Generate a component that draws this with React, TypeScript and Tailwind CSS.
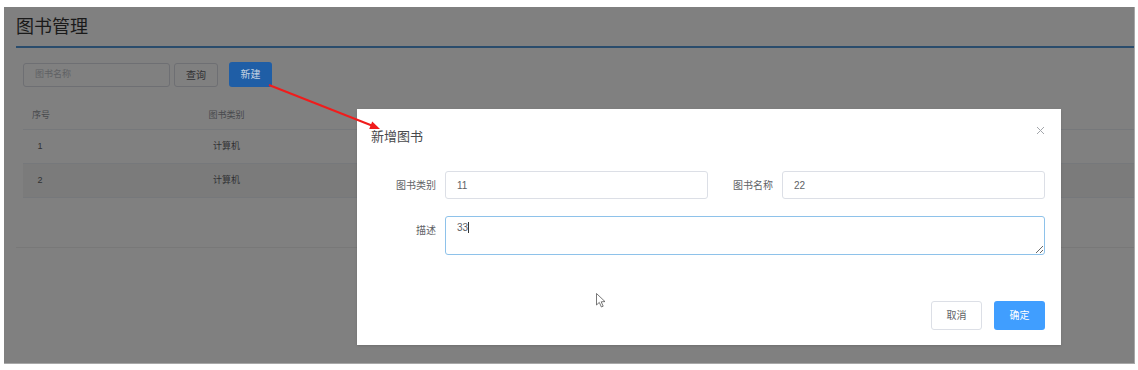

---

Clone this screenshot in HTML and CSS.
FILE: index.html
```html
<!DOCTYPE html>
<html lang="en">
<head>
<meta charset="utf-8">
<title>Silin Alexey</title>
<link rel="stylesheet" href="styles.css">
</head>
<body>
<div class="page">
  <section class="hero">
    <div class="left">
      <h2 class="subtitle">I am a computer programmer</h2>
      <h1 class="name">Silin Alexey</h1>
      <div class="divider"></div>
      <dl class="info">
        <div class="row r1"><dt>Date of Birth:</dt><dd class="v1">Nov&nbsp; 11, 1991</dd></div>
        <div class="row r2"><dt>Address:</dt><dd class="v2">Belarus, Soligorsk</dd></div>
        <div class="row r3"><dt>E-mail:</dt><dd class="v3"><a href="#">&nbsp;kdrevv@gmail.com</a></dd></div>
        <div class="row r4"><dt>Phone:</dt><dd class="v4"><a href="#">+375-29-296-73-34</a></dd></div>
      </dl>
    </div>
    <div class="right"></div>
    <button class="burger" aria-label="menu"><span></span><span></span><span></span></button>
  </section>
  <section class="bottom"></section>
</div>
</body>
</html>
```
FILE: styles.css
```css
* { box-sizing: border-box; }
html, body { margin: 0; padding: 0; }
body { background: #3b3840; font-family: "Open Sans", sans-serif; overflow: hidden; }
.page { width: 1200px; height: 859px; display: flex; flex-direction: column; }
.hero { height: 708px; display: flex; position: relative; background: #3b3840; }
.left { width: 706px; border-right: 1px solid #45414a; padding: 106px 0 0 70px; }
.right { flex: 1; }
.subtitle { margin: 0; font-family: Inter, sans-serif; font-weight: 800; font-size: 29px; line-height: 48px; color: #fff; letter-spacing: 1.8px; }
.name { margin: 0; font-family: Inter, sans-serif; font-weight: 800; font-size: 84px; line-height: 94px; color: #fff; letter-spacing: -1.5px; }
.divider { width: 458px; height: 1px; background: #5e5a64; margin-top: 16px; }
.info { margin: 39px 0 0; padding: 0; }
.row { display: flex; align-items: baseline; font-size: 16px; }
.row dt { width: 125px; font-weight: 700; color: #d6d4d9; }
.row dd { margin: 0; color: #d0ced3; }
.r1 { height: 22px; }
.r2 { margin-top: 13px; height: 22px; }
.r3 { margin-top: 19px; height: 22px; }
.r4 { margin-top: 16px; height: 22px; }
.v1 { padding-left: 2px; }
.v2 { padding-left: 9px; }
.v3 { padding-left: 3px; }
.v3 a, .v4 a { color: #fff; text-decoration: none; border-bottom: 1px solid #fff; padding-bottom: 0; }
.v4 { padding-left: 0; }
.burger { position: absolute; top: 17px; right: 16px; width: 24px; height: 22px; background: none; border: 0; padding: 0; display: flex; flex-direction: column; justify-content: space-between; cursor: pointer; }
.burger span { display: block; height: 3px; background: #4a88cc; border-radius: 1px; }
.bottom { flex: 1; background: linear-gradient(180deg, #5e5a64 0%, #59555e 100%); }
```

---

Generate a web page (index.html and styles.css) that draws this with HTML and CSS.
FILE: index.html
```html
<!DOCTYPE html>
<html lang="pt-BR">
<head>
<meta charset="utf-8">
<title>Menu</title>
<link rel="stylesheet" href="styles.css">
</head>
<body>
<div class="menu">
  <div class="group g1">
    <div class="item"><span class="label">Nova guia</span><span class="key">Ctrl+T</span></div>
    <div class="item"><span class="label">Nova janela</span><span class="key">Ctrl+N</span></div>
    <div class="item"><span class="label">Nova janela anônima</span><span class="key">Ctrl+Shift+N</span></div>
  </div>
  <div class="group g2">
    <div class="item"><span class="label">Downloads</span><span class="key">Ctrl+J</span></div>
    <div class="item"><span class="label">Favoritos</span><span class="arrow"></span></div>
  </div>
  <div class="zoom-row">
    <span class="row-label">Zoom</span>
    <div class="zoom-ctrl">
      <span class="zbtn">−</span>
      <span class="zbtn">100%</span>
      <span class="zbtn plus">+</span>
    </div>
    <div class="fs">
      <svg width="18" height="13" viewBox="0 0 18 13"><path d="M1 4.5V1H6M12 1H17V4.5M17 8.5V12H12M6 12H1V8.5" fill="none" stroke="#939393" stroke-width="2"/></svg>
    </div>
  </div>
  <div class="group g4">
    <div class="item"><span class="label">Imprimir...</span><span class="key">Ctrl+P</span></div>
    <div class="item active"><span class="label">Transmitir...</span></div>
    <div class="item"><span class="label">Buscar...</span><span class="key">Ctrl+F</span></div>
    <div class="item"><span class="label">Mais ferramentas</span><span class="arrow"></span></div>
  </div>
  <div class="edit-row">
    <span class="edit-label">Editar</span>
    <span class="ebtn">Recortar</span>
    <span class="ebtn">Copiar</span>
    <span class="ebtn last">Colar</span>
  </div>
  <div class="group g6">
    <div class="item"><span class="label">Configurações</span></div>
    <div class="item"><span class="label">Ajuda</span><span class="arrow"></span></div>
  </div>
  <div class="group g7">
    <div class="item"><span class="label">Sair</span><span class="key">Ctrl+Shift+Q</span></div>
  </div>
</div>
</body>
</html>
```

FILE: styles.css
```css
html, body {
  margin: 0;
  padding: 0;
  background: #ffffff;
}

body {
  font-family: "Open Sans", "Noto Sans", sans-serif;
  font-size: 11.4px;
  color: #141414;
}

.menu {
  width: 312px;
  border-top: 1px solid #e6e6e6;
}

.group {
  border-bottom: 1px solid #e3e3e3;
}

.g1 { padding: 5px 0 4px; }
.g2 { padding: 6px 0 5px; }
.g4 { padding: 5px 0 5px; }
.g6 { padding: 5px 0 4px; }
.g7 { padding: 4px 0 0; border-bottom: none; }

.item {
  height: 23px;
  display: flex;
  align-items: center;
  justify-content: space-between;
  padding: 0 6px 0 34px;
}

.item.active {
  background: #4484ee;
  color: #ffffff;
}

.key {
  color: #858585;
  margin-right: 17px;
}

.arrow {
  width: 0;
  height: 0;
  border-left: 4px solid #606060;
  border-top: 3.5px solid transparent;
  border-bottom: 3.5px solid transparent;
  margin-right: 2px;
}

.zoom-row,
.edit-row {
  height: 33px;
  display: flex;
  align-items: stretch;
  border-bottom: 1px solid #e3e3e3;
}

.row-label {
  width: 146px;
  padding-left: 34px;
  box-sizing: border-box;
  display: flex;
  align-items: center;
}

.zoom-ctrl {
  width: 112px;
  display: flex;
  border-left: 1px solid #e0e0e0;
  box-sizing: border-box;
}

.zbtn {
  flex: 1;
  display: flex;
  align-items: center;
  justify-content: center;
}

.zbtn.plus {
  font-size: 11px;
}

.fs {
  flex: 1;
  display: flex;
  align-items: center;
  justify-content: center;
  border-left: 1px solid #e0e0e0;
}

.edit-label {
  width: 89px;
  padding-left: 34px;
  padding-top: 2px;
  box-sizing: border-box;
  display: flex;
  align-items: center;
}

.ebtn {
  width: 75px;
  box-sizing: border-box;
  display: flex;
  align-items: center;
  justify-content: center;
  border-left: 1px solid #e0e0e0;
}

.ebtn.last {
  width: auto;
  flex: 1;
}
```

> _PROBLEM_
Scan the material above for the word "that". Copy each line where it occurs.

> _ANSWER TO THE EXERCISE_
Generate a component that draws this with React, TypeScript and Tailwind CSS.
Generate a web page (index.html and styles.css) that draws this with HTML and CSS.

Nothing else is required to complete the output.